In Cohen, the Third Circuit, sitting en banc, defined "injunctions" under § 1292(a)(1) as "[o]rders that are directed to a party, enforceable by contempt, and designated to accord or protect some or all of the substantive relief sought by a complaint in more than a temporary fashion." Id. at 1465 n. 9 (quotation and brackets omitted).

Because the Middle District of Pennsylvania's order [enjoining further proceedings in New York] does not grant part of the relief requested by Hershey Foods, it does not qualify as an appealable `injunction' under our en banc decision in Cohen. Nor does it satisfy the test set out in Switzerland Cheese.

Hershey at 1279.

Here, in its motion to dismiss, Basis argues that Hershey, unlike Tri-State Generation, recognizes that Supreme Court doctrine has narrowed the definition of "injunction." Basis contends that the plain terms are but the starting point of the inquiry, and that this circuit should adopt Hershey's holding that "in order to be an `injunction' for purposes of section 1292(a)(1), the order must grant part of the relief requested by the claimant and must be immediately enforceable by contempt." Id. at 1277. Basis argues that because the district court's order here "does not address, grant or deny any of the ultimate substantive relief sought by MAI in its Complaint," the order is not appealable under Hershey. Basis Motion to Dismiss at 3.

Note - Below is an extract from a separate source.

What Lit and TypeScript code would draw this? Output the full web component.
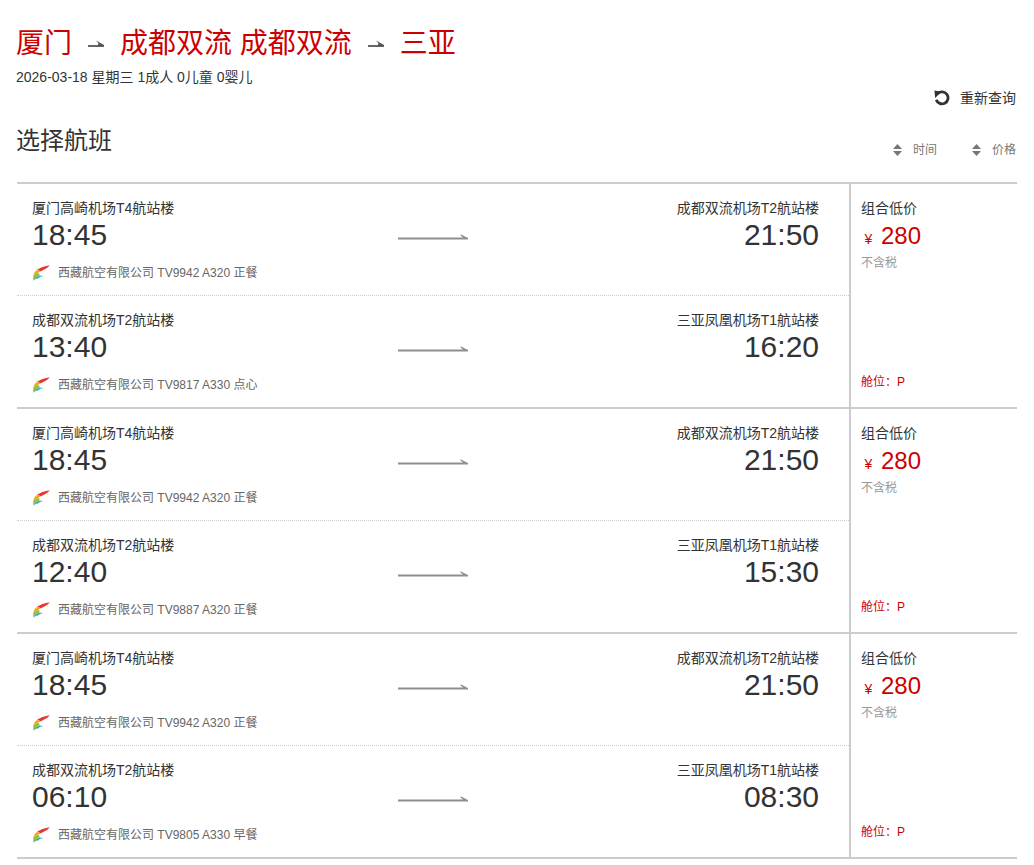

We feel that Basis overstates the holding of Hershey by reading it to apply to all orders granting injunctive relief. Hershey, however, only purported to apply the en banc Cohen decision when it found the per se approach in Atlantic Aviation was "effectively overrule[d.]" See Hershey at 1278. The Cohen court, however, specifically retained an element of the per se rule, stating:

When a claimant makes a Fed.R.Civ.P. 65(a) motion for a preliminary injunction, and the court expressly rules on it, there is no difficulty in identifying the order as falling within section 1292(a)(1). Such explicit orders must fall within the plain language of the section.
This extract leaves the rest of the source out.